I am actually...erm...going...

...to Singapore again early tomorrow morning till Monday.

I'm not lying.

It's so crazily hectic that it's not even funny.

From last week's trip to KL - Penang - Singapore - Penang - Singapore in exactly two week's time. From one seminar after another, I find it really hard to take a breath. I had to take a big gasp sometimes, so that I don't have to waste time breathing in twice. For the recent trip back from Singapore, I even had to go straight to college after touching down, had two classes, one extended, right after that, head to Gurney to do some consumer research assignment, made powerpoint slides during dinner and only get home at 10pm.

Really. As much as I want to excel in life using the shortest time available, as much as I want to be that outstanding teenager people have ever met, as much as I want to be on the top where my peers would have to lift up their head to just look at me.....

Sometimes,

it's so much better to be that ordinary teenager who leads and lives an ordinary life, who would catch up for a movie so very often, who would spend time doing nothing and feel bored sometimes, who never thinks about how successful and outstanding they want to be in future, who just want to really be an ordinary person.

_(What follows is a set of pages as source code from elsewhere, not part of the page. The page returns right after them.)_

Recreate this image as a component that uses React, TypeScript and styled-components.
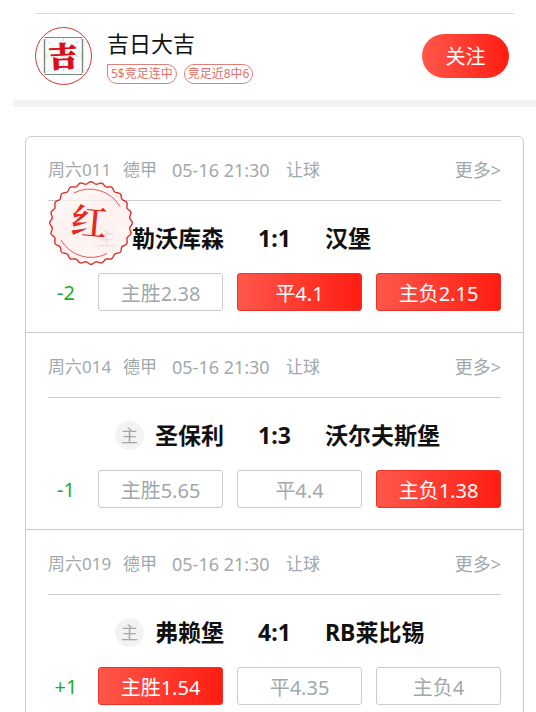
import React from 'react';
import styled, { createGlobalStyle, css } from 'styled-components';

const GlobalStyle = createGlobalStyle`
  * { box-sizing: border-box; }
  body {
    margin: 0;
    background: #fff;
    color: #111;
    font-family: "Noto Sans", "Noto Sans CJK SC", sans-serif;
  }
  button { font-family: inherit; cursor: pointer; }
`;

const redGradient = 'linear-gradient(90deg, #ff574b, #ff1d12)';

const Page = styled.main`
  padding-top: 13px;
  height: 100vh;
  overflow: hidden;
`;

const Header = styled.header`
  display: flex;
  align-items: center;
  margin: 0 22px 0 35px;
  padding: 13px 5px 15px 0;
  border-top: 1px solid #d9dbdb;
`;

const Profile = styled.div`
  flex: 1;
  margin-left: 15px;
`;

const UserName = styled.h1`
  margin: 0 0 6px;
  font-size: 22px;
  line-height: 30px;
  font-weight: 400;
`;

const Tags = styled.div`
  display: flex;
  gap: 7px;
`;

const Tag = styled.span<{ $notched?: boolean }>`
  height: 20px;
  padding: 0 3px;
  border: 1px solid #df8079;
  border-radius: ${(p) => (p.$notched ? '0 10px 10px 10px' : '10px')};
  color: #df7069;
  font-size: 12px;
  line-height: 18px;
  white-space: nowrap;
`;

const FollowButton = styled.button`
  width: 87px;
  height: 44px;
  padding: 2px 0 0;
  border: 0;
  border-radius: 22px;
  background: ${redGradient};
  color: #fff;
  font-size: 20px;
  line-height: 42px;
`;

const Separator = styled.div`
  height: 7px;
  margin-left: 13px;
  background: #f3f3f3;
`;

const MatchList = styled.section`
  margin: 29px 12px 0 25px;
  border: 1px solid #c8cccd;
  border-radius: 6px;
`;

const Match = styled.article`
  position: relative;
  padding: 16px 22px 21px;
  & + & {
    padding-top: 17px;
    border-top: 1px solid #c8cccd;
  }
`;

const Meta = styled.div`
  display: grid;
  grid-template-columns: 75px 49px 114px 1fr auto;
  align-items: center;
  height: 48px;
  padding-bottom: 14px;
  border-bottom: 1px solid #c8cccd;
  color: #a2a8aa;
  font-size: 17px;
  line-height: 32px;
  white-space: nowrap;
`;

const Kickoff = styled.time`
  font-size: 18px;
`;

const MoreLink = styled.a`
  color: inherit;
  font-size: 18px;
  text-decoration: none;
`;

const Teams = styled.div`
  display: grid;
  grid-template-columns: 1fr 101px 1fr;
  align-items: center;
  height: 72px;
  padding-top: 2px;
  font-size: 23px;
  line-height: 32px;
  font-weight: 700;
  white-space: nowrap;
`;

const HomeTeam = styled.div`
  display: flex;
  align-items: center;
  justify-content: flex-end;
  gap: 11px;
`;

const HomeMark = styled.span`
  width: 29px;
  height: 29px;
  border-radius: 50%;
  background: #f3f3f3;
  color: #a2a8aa;
  font-size: 17px;
  line-height: 29px;
  font-weight: 400;
  text-align: center;
`;

const Score = styled.div`
  text-align: center;
`;

const Odds = styled.div`
  display: grid;
  grid-template-columns: 36px repeat(3, 1fr);
  gap: 14px;
  align-items: center;
  font-size: 20px;
`;

const Handicap = styled.span`
  color: #1cad25;
  text-align: center;
`;

const OddButton = styled.button<{ $picked: boolean }>`
  height: 38px;
  padding: 3px 0 0;
  border: 1px solid #c8cccd;
  border-radius: 3px;
  background: #fff;
  color: #a2a8aa;
  font-size: 20px;
  line-height: 33px;
  white-space: nowrap;
  ${(p) =>
    p.$picked &&
    css`
      border-color: #e8342b;
      background: ${redGradient};
      color: #fff;
    `}
`;

const StampSvg = styled.svg`
  position: absolute;
  left: 22px;
  top: 43px;
  pointer-events: none;
`;

const wavyEdge = (() => {
  const points: string[] = [];
  for (let i = 0; i < 360; i += 1) {
    const a = (i * Math.PI) / 180;
    const r = 40.2 + 1.1 * Math.cos(a * 24);
    points.push(`${(43 + r * Math.cos(a)).toFixed(2)} ${(43 + r * Math.sin(a)).toFixed(2)}`);
  }
  return `M${points.join('L')}Z`;
})();

function Avatar() {
  return (
    <svg width="57" height="58" viewBox="0 0 57 58" role="img" aria-label="吉">
      <ellipse cx="28.5" cy="29" rx="28" ry="28.5" fill="#fdfefd" stroke="#cf3c38" />
      <rect x="9.5" y="10.5" width="38" height="37" fill="#f8fcfb" />
      <path d="M10 11L47 47M47 11L10 47M28.5 11V47M10 29H47" stroke="#d3d9d7" strokeDasharray="3 2" fill="none" />
      <path d="M9.5 10.5H47.5M9.5 47.5H47.5" stroke="#7d8784" />
      <path d="M9.5 12V46M47.5 12V46" stroke="#7d8784" strokeWidth="1.4" />
      <text x="28" y="40" textAnchor="middle" transform="rotate(-3 28 29)" fontFamily='"Noto Serif CJK SC", "Noto Sans CJK SC", serif' fontWeight="900" fontSize="28" fill="#d90d18" stroke="#d90d18" strokeWidth="1">吉</text>
    </svg>
  );
}

function Stamp() {
  return (
    <StampSvg width="86" height="86" viewBox="0 0 86 86" role="img" aria-label="红">
      <defs>
        <linearGradient id="stampFill" x1="0" y1="0" x2="0.7" y2="1">
          <stop offset="0" stopColor="#ffffff" stopOpacity="0.75" />
          <stop offset="0.5" stopColor="#ffeceb" stopOpacity="0.75" />
          <stop offset="1" stopColor="#fff6f5" stopOpacity="0.75" />
        </linearGradient>
      </defs>
      <path d={wavyEdge} fill="url(#stampFill)" stroke="#d9302a" strokeWidth="1.4" />
      <path d="M26 13A34.5 34.5 0 0 1 72 26.7M13 60A34.5 34.5 0 0 0 59 73.5" fill="none" stroke="#d94a45" strokeWidth="0.9" />
      <text x="41" y="55" textAnchor="middle" transform="rotate(5 43 43)" fontFamily='"Noto Serif CJK SC", "Noto Sans CJK SC", serif' fontSize="36" fontWeight="600" fill="#e62920">红</text>
    </StampSvg>
  );
}

interface MatchData {
  id: string;
  home: string;
  score: string;
  away: string;
  handicap: string;
  odds: string[];
  picked: number[];
  stamped?: boolean;
}

const matches: MatchData[] = [
  { id: '周六011', home: '勒沃库森', score: '1:1', away: '汉堡', handicap: '-2', odds: ['主胜2.38', '平4.1', '主负2.15'], picked: [1, 2], stamped: true },
  { id: '周六014', home: '圣保利', score: '1:3', away: '沃尔夫斯堡', handicap: '-1', odds: ['主胜5.65', '平4.4', '主负1.38'], picked: [2] },
  { id: '周六019', home: '弗赖堡', score: '4:1', away: 'RB莱比锡', handicap: '+1', odds: ['主胜1.54', '平4.35', '主负4'], picked: [0] },
];

export default function App() {
  return (
    <Page lang="zh-CN">
      <GlobalStyle />
      <Header>
        <Avatar />
        <Profile>
          <UserName>吉日大吉</UserName>
          <Tags>
            <Tag $notched>5$竞足连中</Tag>
            <Tag>竞足近8中6</Tag>
          </Tags>
        </Profile>
        <FollowButton type="button">关注</FollowButton>
      </Header>
      <Separator />
      <MatchList>
        {matches.map((m) => (
          <Match key={m.id}>
            <Meta>
              <span>{m.id}</span>
              <span>德甲</span>
              <Kickoff>05-16 21:30</Kickoff>
              <span>让球</span>
              <MoreLink href="#">更多&gt;</MoreLink>
            </Meta>
            <Teams>
              <HomeTeam>
                <HomeMark>主</HomeMark>
                <span>{m.home}</span>
              </HomeTeam>
              <Score>{m.score}</Score>
              <span>{m.away}</span>
            </Teams>
            <Odds>
              <Handicap>{m.handicap}</Handicap>
              {m.odds.map((odd, i) => (
                <OddButton key={odd} type="button" $picked={m.picked.includes(i)}>
                  {odd}
                </OddButton>
              ))}
            </Odds>
            {m.stamped && <Stamp />}
          </Match>
        ))}
      </MatchList>
    </Page>
  );
}
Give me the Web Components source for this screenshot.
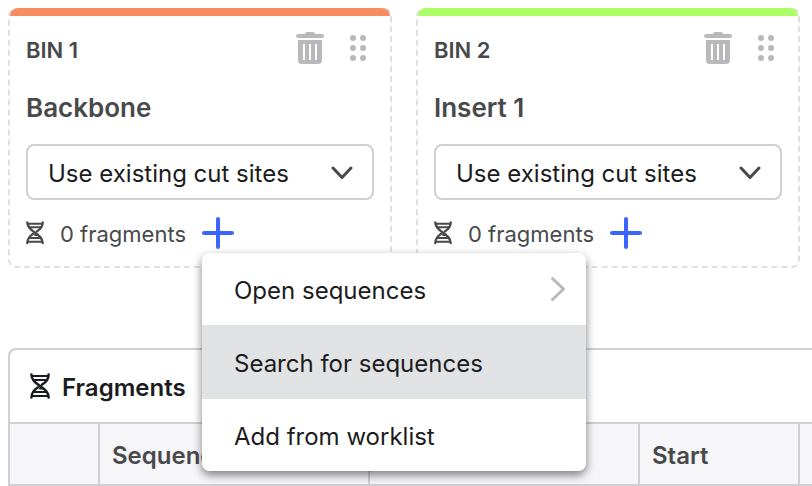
<!DOCTYPE html>
<html lang="en">
<head>
<meta charset="utf-8">
<title>Assembly bins</title>
<style>
  body {
    margin: 0;
    background: #fff;
    color: #1b1c20;
    font: 24px/32px Inter, "Liberation Sans", sans-serif;
    overflow: hidden;
  }
</style>
</head>
<body>
<assembly-page>
  <bin-card name="BIN 1" heading="Backbone" color="#f68c5f">
    <action-menu slot="menu">
      <menu-option submenu>Open sequences</menu-option>
      <menu-option active>Search for sequences</menu-option>
      <menu-option>Add from worklist</menu-option>
    </action-menu>
  </bin-card>
  <bin-card name="BIN 2" heading="Insert 1" color="#aeff66"></bin-card>
  <fragment-table slot="table"></fragment-table>
</assembly-page>

<script>
class BaseElement extends HTMLElement {
  connectedCallback() {
    if (this.shadowRoot) return;
    this.attachShadow({ mode: 'open' }).innerHTML = this.render();
  }
}

customElements.define('assembly-page', class extends BaseElement {
  render() {
    return `
      <style>
        :host { display: flex; flex-direction: column; gap: 80px; padding: 8px 0 0 8px; }
        .bins { display: grid; grid-template-columns: 1fr 1fr; gap: 24px; padding-right: 12px; }
      </style>
      <main class="bins"><slot></slot></main>
      <slot name="table"></slot>`;
  }
});

customElements.define('dna-icon', class extends BaseElement {
  render() {
    return `
      <style>
        :host { display: block; flex: none; width: 20px; }
        svg { display: block; width: 100%; }
      </style>
      <svg viewBox="0 0 20 26" fill="none" stroke="currentColor" stroke-width="2.5" stroke-linecap="round" aria-hidden="true">
        <path d="M1.4 1.4C1.4 12.500 18.600 13.500 18.600 24.600M18.600 1.400C18.600 7 15 9.800 12 11.600M8 14.200C4.500 16.500 1.400 19.200 1.400 24.600"/>
        <path d="M2 3H18M3.500 7H16.500M3.500 19H16.500M2 23H18M10 15.500H13" stroke-width="2.200"/>
      </svg>`;
  }
});

customElements.define('bin-card', class extends BaseElement {
  render() {
    const name = this.getAttribute('name');
    return `
      <style>
        :host {
          display: block; position: relative; box-sizing: border-box;
          border: 2px dashed #e0e0e2; border-radius: 8px;
          padding: 0 16px 16px; color: #48494b;
        }
        .bar { height: 8px; margin: -2px -16px 16px; border-radius: 8px 8px 0 0; background: ${this.getAttribute('color')}; }
        header { display: flex; align-items: center; gap: 24px; height: 32px; padding: 0 6px 0 0; margin: 0 0 24px; }
        h2, h3 { margin: 0; font-weight: 600; line-height: 32px; }
        h2 { flex: 1; padding-top: 4px; font-size: 22px; }
        h3 { font-size: 26px; line-height: 40px; margin: 0 0 16px; }
        button { display: block; padding: 0; border: 0; background: none; color: #b9b9bb; }
        svg { display: block; }
        .pick { position: relative; display: block; }
        select {
          appearance: none; display: block; width: 100%; height: 56px;
          box-sizing: border-box; margin: 0; padding: 4px 56px 0 20px;
          border: 2px solid #d0d0d2; border-radius: 8px;
          background: #fff; color: #1b1c20; font: inherit;
        }
        .pick svg { position: absolute; right: 21px; top: 22px; pointer-events: none; }
        footer { position: relative; display: flex; align-items: center; height: 34px; margin-top: 16px; }
        dna-icon { width: 18px; margin-right: 16px; }
        .count { flex: none; width: 142px; padding-top: 2px; white-space: nowrap; font-size: 22px; }
        .add { color: #3a66ff; }
        ::slotted(action-menu) { position: absolute; left: 176px; top: 37px; z-index: 2; }
      </style>
      <div class="bar"></div>
      <header>
        <h2>${name}</h2>
        <button type="button" aria-label="Delete ${name}">
          <svg width="28" height="32" viewBox="0 0 28 32" fill="currentColor">
            <path d="M2 2H8.500C9.500 2 9.500 0 11 0H17C18.500 0 18.500 2 19.500 2H26A2 2 0 0 1 26 6H2A2 2 0 0 1 2 2Z"/>
            <path fill-rule="evenodd" d="M2 8H26V28A4 4 0 0 1 22 32H6A4 4 0 0 1 2 28ZM7 12V28H9V12ZM13 12V28H15V12ZM19 12V28H21V12Z"/>
          </svg>
        </button>
        <button type="button" aria-label="Move ${name}">
          <svg width="20" height="26" viewBox="0 0 20 26" fill="currentColor">
            <circle cx="5" cy="3" r="3"/><circle cx="15" cy="3" r="3"/>
            <circle cx="5" cy="13" r="3"/><circle cx="15" cy="13" r="3"/>
            <circle cx="5" cy="23" r="3"/><circle cx="15" cy="23" r="3"/>
          </svg>
        </button>
      </header>
      <h3>${this.getAttribute('heading')}</h3>
      <label class="pick">
        <select aria-label="Cut sites for ${name}"><option>Use existing cut sites</option></select>
        <svg width="22" height="14" viewBox="0 0 22 14" fill="none" stroke="#48494b" stroke-width="3" stroke-linecap="round" stroke-linejoin="round"><path d="M2 2L11 11.500L20 2"/></svg>
      </label>
      <footer>
        <dna-icon></dna-icon>
        <span class="count">0 fragments</span>
        <button type="button" class="add" aria-label="Add fragments to ${name}">
          <svg width="32" height="32" viewBox="0 0 32 32" fill="none" stroke="currentColor" stroke-width="4" stroke-linecap="round"><path d="M16 2V30M2 16H30"/></svg>
        </button>
        <slot name="menu"></slot>
      </footer>`;
  }
});

customElements.define('action-menu', class extends BaseElement {
  render() {
    return `
      <style>
        :host {
          display: block; width: 384px; border-radius: 8px; overflow: hidden;
          background: #fff; color: #1b1c20;
          box-shadow: 0 4px 10px rgba(0, 0, 0, .5);
        }
      </style>
      <div role="menu"><slot></slot></div>`;
  }
});

customElements.define('menu-option', class extends BaseElement {
  render() {
    return `
      <style>
        :host { display: block; }
        button {
          display: flex; align-items: center; justify-content: space-between;
          width: 100%; height: 72px; margin: 0; padding: 4px 20px 0 32px;
          border: 0; background: #fff; color: inherit; font: inherit; text-align: left;
        }
        :host([active]) button { height: 74px; background: #e1e2e4; }
        svg { margin-top: -4px; }
      </style>
      <button type="button" role="menuitem"><slot></slot>${this.hasAttribute('submenu') ? `
        <svg width="16" height="26" viewBox="0 0 16 26" fill="none" stroke="#b9b9bb" stroke-width="3" stroke-linecap="round" stroke-linejoin="round"><path d="M2.500 2.500L13.500 13L2.500 23.500"/></svg>` : ''}</button>`;
  }
});

customElements.define('fragment-table', class extends BaseElement {
  render() {
    return `
      <style>
        :host {
          display: block; overflow: hidden;
          border: 2px solid #d0d0d2; border-right: 0; border-radius: 8px 0 0 0;
        }
        header { display: flex; align-items: center; gap: 12px; height: 72px; padding: 0 20px; }
        h2 { margin: 4px 0 0; font-size: 24px; font-weight: 600; }
        table { width: 100%; min-width: 802px; table-layout: fixed; border-collapse: separate; border-spacing: 0; background: #f6f6f9; color: #48494b; }
        th {
          box-sizing: border-box; height: 62px; padding: 4px 12px 0;
          border-top: 2px solid #d0d0d2; border-left: 2px solid #d0d0d2;
          font-size: 24px; font-weight: 600; text-align: left; white-space: nowrap;
        }
        th:first-child { border-left: 0; }
        .mark { width: 88px; }
        .wide { width: 270px; }
        .mid { width: 160px; }
      </style>
      <header><dna-icon></dna-icon><h2>Fragments</h2></header>
      <table>
        <colgroup><col class="mark"><col class="wide"><col class="wide"><col class="mid"><col></colgroup>
        <thead><tr><th></th><th scope="col">Sequence</th><th></th><th scope="col">Start</th><th></th></tr></thead>
      </table>`;
  }
});
</script>
</body>
</html>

Ironically, tomorrow I will be going for a motivational seminar by Anthony Robbins if you know who, one of the World's most successful motivational speaker that holds the fire-walking seminar.

I am not complaining cos I know what huge bucks a ticket of that seminar costs. I just want a place to release the stress and I know you will be there to read.

Thanks for being my faithful readers. :D I feel a lot better typing that out now.

I'm back, Up and Rolling for life!

:DD


Upon ending this post, I just realise I havn't completed something my lecture had specially assigned me to. SHITTTTTTTTTTTTTTTTTTTTTT.